Here we have specifics on "corrective justice." If you recall, this involves voluntary and involuntary transactions/interactions.
This type of justice also has to do with equality. But the proportion involved here is "arithmetic" (rather than the geometric one Aristotle proposes in Chapter 3).
This equation deals with lawfulness and harm done. It doesn't matter who's been hurt (or who does the hurting). If a wrong has been done, the law must address it.
It's the judge's job to make things right hereāto restore the balance of justice. He does this by punishing (i.e. inflicting loss on) a person who's gained in some way from unlawful action.
Aristotle wants to make sure we understand the terms "gain" and "loss" so that we can arrive at equality (which is the middle term here).
"Gain" = more of the good; "loss" = less of the good (or more of the bad).
To re-establish equilibrium, corrective justice seeks that middle place, which may mean inflicting loss on someone who has unrightfully gained something.
Aristotle says that people go to a judge to resolve their disputes because a judge should be "the just ensouled."
Their job is to find that place of equality to make things right.
Aristotle uses geometry again to illustrate how a judge restores equality in each of his cases.

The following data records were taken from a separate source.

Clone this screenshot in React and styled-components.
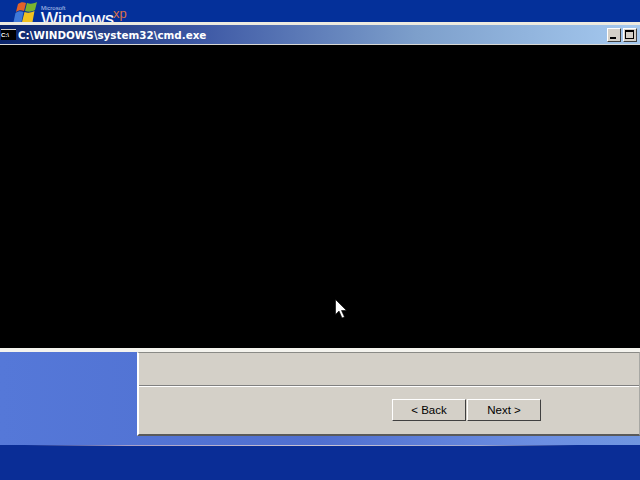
import styled, { createGlobalStyle } from "styled-components";

const Global = createGlobalStyle`
  html, body {
    margin: 0;
    padding: 0;
    background: #0a2d96;
  }
  * { box-sizing: border-box; }
`;

export default function App() {
  return (
    <Screen>
      <Global />
      <TopBar>
        <Logo>
          <svg width="36" height="22" viewBox="0 0 36 22">
            <path d="M16 4c3-2 5-2 8-1l-2 8c-3-1-5-1-8 1z" fill="#e2622a" />
            <path d="M25 3c3 1 6 1 10-1l-2 8c-3 2-7 2-10 1z" fill="#7ab32e" />
            <path d="M13.500 13c3-2 5-2 8-1l-2 10h-8z" fill="#3f78d8" />
            <path d="M22.500 12c3 1 6 1 10-1l-2 11H20z" fill="#f2c21f" />
          </svg>
          <Wordmark>
            <small>Microsoft</small>
            <b>Windows</b>
          </Wordmark>
          <Xp>xp</Xp>
        </Logo>
      </TopBar>

      <CmdWindow>
        <TitleBar>
          <ConsoleIcon>C:\</ConsoleIcon>
          <TitleText>C:\WINDOWS\system32\cmd.exe</TitleText>
          <WinControls>
            <WinButton aria-label="Minimize">
              <svg width="14" height="14" viewBox="0 0 14 14">
                <rect x="3" y="9" width="6" height="2" fill="#000" />
              </svg>
            </WinButton>
            <WinButton aria-label="Maximize">
              <svg width="14" height="14" viewBox="0 0 14 14">
                <path d="M2 2h9v9H2z M3 4v6h7V4z" fill="#000" fillRule="evenodd" />
              </svg>
            </WinButton>
          </WinControls>
        </TitleBar>
        <Console />
      </CmdWindow>

      <Wizard>
        <Dialog>
          <DialogTop />
          <DialogActions>
            <NavButton>&lt; Back</NavButton>
            <NavButton>Next &gt;</NavButton>
          </DialogActions>
        </Dialog>
      </Wizard>

      <BottomBar />

      <Cursor>
        <svg width="12" height="20" viewBox="0 0 12 20">
          <path d="M0.5 0.5v15l3.5-3.5 3 7 2.500-1-3-6.500h5z" fill="#fff" stroke="#000" strokeWidth="0.6" />
        </svg>
      </Cursor>
    </Screen>
  );
}

const Screen = styled.div`
  position: relative;
  width: 640px;
  height: 480px;
  overflow: hidden;
  display: flex;
  flex-direction: column;
  background: #0a2d96;
`;

const TopBar = styled.header`
  height: 22px;
  flex: none;
  background: #04309a;
  overflow: hidden;
`;

const Logo = styled.div`
  display: flex;
  align-items: flex-start;
  height: 22px;
  overflow: hidden;
  svg {
    display: block;
    flex: none;
    margin-left: 2px;
  }
`;

const Wordmark = styled.div`
  display: flex;
  flex-direction: column;
  margin-left: 3px;
  padding-top: 5px;
  font-family: "Liberation Sans", Arial, sans-serif;
  color: #fff;
  small {
    font-size: 6px;
    line-height: 6px;
    color: #b9c9ee;
  }
  b {
    font-size: 18px;
    line-height: 17px;
    font-weight: 400;
    -webkit-text-stroke: 0.2px #fff;
  }
`;

const Xp = styled.span`
  font-family: "Liberation Sans", Arial, sans-serif;
  font-size: 13px;
  line-height: 12px;
  color: #d8704a;
  padding-top: 8px;
  margin-left: -1px;
`;

const CmdWindow = styled.section`
  height: 326px;
  flex: none;
  display: flex;
  flex-direction: column;
  border-top: 3px solid #eceae0;
`;

const TitleBar = styled.div`
  height: 20px;
  flex: none;
  display: flex;
  align-items: center;
  background: linear-gradient(90deg, #0a246a 0%, #3f5aa6 32%, #7d9fcb 65%, #a6caf0 100%);
  border-bottom: 1px solid #d8d8d4;
`;

const ConsoleIcon = styled.span`
  width: 15px;
  height: 11px;
  margin-left: 1px;
  flex: none;
  background: #000;
  color: #fff;
  font: bold 6px/10px "Liberation Sans", Arial, sans-serif;
  border-top: 1px solid #d4d0c8;
`;

const TitleText = styled.span`
  margin-left: 2px;
  color: #fff;
  font: bold 10.35px "DejaVu Sans", Verdana, sans-serif;
  white-space: nowrap;
`;

const WinControls = styled.div`
  margin-left: auto;
  margin-right: 3px;
  display: flex;
  gap: 2px;
`;

const WinButton = styled.div`
  width: 14px;
  height: 14px;
  background: #d4d0c8;
  border: 1px solid;
  border-color: #fff #404040 #404040 #fff;
  display: flex;
  align-items: center;
  justify-content: center;
  svg { flex: none; }
`;

const Console = styled.div`
  flex: 1;
  background: #000;
`;

const Wizard = styled.section`
  height: 97px;
  flex: none;
  border-top: 4px solid #f4f3ee;
  background: linear-gradient(90deg, #5578d8 0%, #4f6fd0 50%, #6c8fe2 85%, #7096e0 100%);
  padding-left: 137px;
  padding-bottom: 9px;
  display: flex;
`;

const Dialog = styled.div`
  flex: 1;
  display: flex;
  flex-direction: column;
  background: #d4d0c8;
  border-top: 1px solid #8a8a86;
  border-left: 2px solid #fff;
  border-right: 1px solid #a8a8a4;
  border-bottom: 2px solid #5a5a5a;
`;

const DialogTop = styled.div`
  height: 33px;
  flex: none;
  border-bottom: 1px solid #808080;
  box-shadow: 0 1px 0 #fff;
`;

const DialogActions = styled.div`
  flex: 1;
  display: flex;
  padding: 13px 0 0 253px;
  gap: 1px;
`;

const NavButton = styled.button`
  width: 74px;
  height: 22px;
  padding: 0;
  background: #d4d0c8;
  border: 1px solid;
  border-color: #fff #404040 #404040 #fff;
  font: 11.5px "Liberation Sans", Arial, sans-serif;
  color: #000;
`;

const BottomBar = styled.footer`
  flex: 1;
  border-top: 1px solid;
  border-image: linear-gradient(90deg, #0a2d96 4%, #a8a0c8 20%, #c9c4d4 50%, #a0a8d0 75%, #0a2d96 90%) 1;
  background: #0a2d96;
`;

const Cursor = styled.div`
  position: absolute;
  left: 335px;
  top: 299px;
  line-height: 0;
`;
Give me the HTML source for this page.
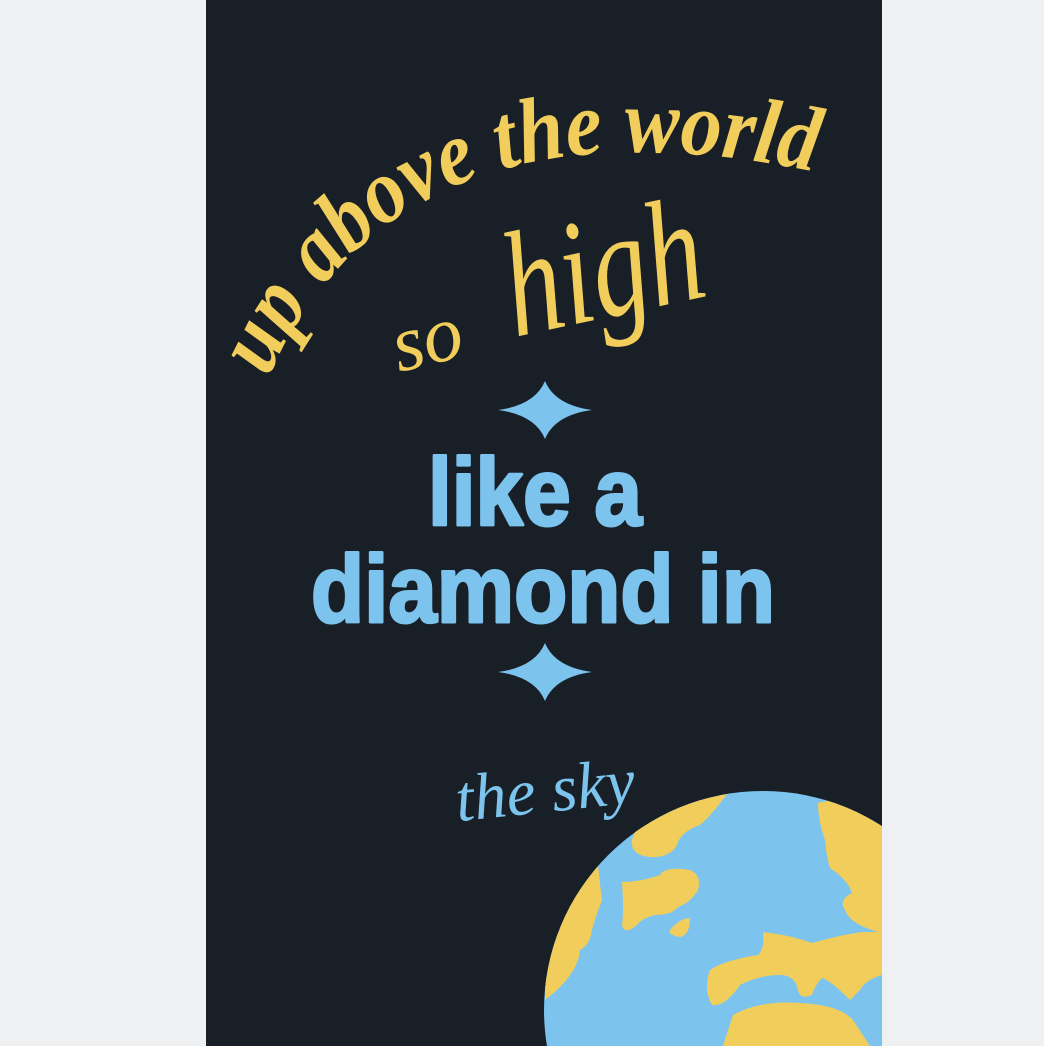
<!DOCTYPE html>
<html><head><meta charset="utf-8"><style>
html,body{margin:0;padding:0;background:#eef0f2;width:1044px;height:1046px;overflow:hidden}
svg{display:block}
</style></head><body>
<svg width="1044" height="1046" viewBox="0 0 1044 1046" xmlns="http://www.w3.org/2000/svg">
<rect x="0" y="0" width="1044" height="1046" fill="#eef0f2"/>
<rect x="206" y="0" width="676" height="1046" fill="#191f26"/>
<defs>
<path id="arc" d="M 268 378 Q 400 80 830 175"/>
<clipPath id="globe"><circle cx="763" cy="1010" r="219"/></clipPath>
<clipPath id="panel"><rect x="206" y="0" width="676" height="1046"/></clipPath>
</defs>
<text font-family="Liberation Serif, serif" font-style="italic" font-weight="bold" font-size="92" fill="#f1cd5c"><textPath href="#arc" textLength="640" lengthAdjust="spacingAndGlyphs">up above the world</textPath></text>
<text x="392" y="365" font-family="Liberation Serif, serif" font-style="italic" font-size="80" fill="#f1cd5c" transform="rotate(-14 425 340)" textLength="70" lengthAdjust="spacingAndGlyphs">so</text>
<text x="505" y="318" font-family="Liberation Serif, serif" font-style="italic" font-size="150" fill="#f1cd5c" transform="rotate(-12 600 280)" textLength="200" lengthAdjust="spacingAndGlyphs">high</text>
<path d="M545 381 Q555 405 592 410 Q555 415 545 439 Q535 415 498 410 Q535 405 545 381Z" fill="#7cc4ee"/>
<path d="M545 643 Q555 667 592 672 Q555 677 545 701 Q535 677 498 672 Q535 667 545 643Z" fill="#7cc4ee"/>
<g font-family="Liberation Sans, sans-serif" font-weight="bold" font-size="96" fill="#7cc4ee" stroke="#7cc4ee" stroke-width="3" stroke-linejoin="round">
<text x="428" y="525" textLength="214" lengthAdjust="spacingAndGlyphs">like a</text>
<text x="311" y="622" textLength="464" lengthAdjust="spacingAndGlyphs">diamond in</text>
</g>
<text x="455" y="812" font-family="Liberation Serif, serif" font-style="italic" font-size="66" fill="#7cc4ee" transform="rotate(-6 545 790)" textLength="180" lengthAdjust="spacingAndGlyphs">the sky</text>
<g clip-path="url(#panel)">
<circle cx="763" cy="1010" r="219" fill="#7cc4ee"/>
<g clip-path="url(#globe)" fill="#f1cd5c">
<path d="M636 793 L730 790 Q712 815 700 825 Q680 832 677 845 Q670 858 650 857 Q630 855 632 840 Q640 820 636 793Z"/>
<path d="M545 867 L598 865 Q600 885 602 900 Q596 915 592 930 Q590 945 580 950 Q578 975 545 1000Z"/>
<path d="M622 882 Q640 882 660 875 Q665 866 690 870 Q702 875 698 890 Q690 903 678 907 Q672 915 655 915 Q642 918 636 926 Q624 935 622 925 Q624 910 622 882Z"/>
<path d="M670 930 Q680 918 690 918 Q690 935 680 937 Q668 935 670 930Z"/>
<path d="M818 803 Q840 796 882 810 L882 933 Q850 925 845 910 Q838 900 852 893 Q848 880 830 868 Q826 855 825 840 Q818 820 818 803Z"/>
<path d="M763 932 Q790 935 812 943 Q840 935 862 932 L882 932 L882 975 Q865 980 860 990 L850 1000 Q830 980 822 978 Q815 985 812 995 Q800 1000 798 990 Q795 975 780 975 Q760 975 740 985 Q725 1007 712 1005 Q703 990 710 970 Q725 960 758 955 Q765 948 763 932Z"/>
<path d="M733 1015 Q760 1000 800 1003 Q840 1005 853 1020 L870 1046 L723 1046Z"/>
</g>
</g>
</svg>
</body></html>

If we think of a line that has been cut into unequal parts, imagine the judge as one who takes the excess from the larger line and adds it to the smaller line.
Aristotle provides a more precise arithmetical proportion to calculate by how much a larger line should be reduced to achieve equality.
Loss and gain belongs to voluntary transactions (i.e. business transactions, one that at least two parties can enter into voluntarily).
When we take only exactly what we've contributed, then we can say that we have neither lost nor gained.
Aristotle calls this just distribution: coming out with neither more nor less, but with your skin intact.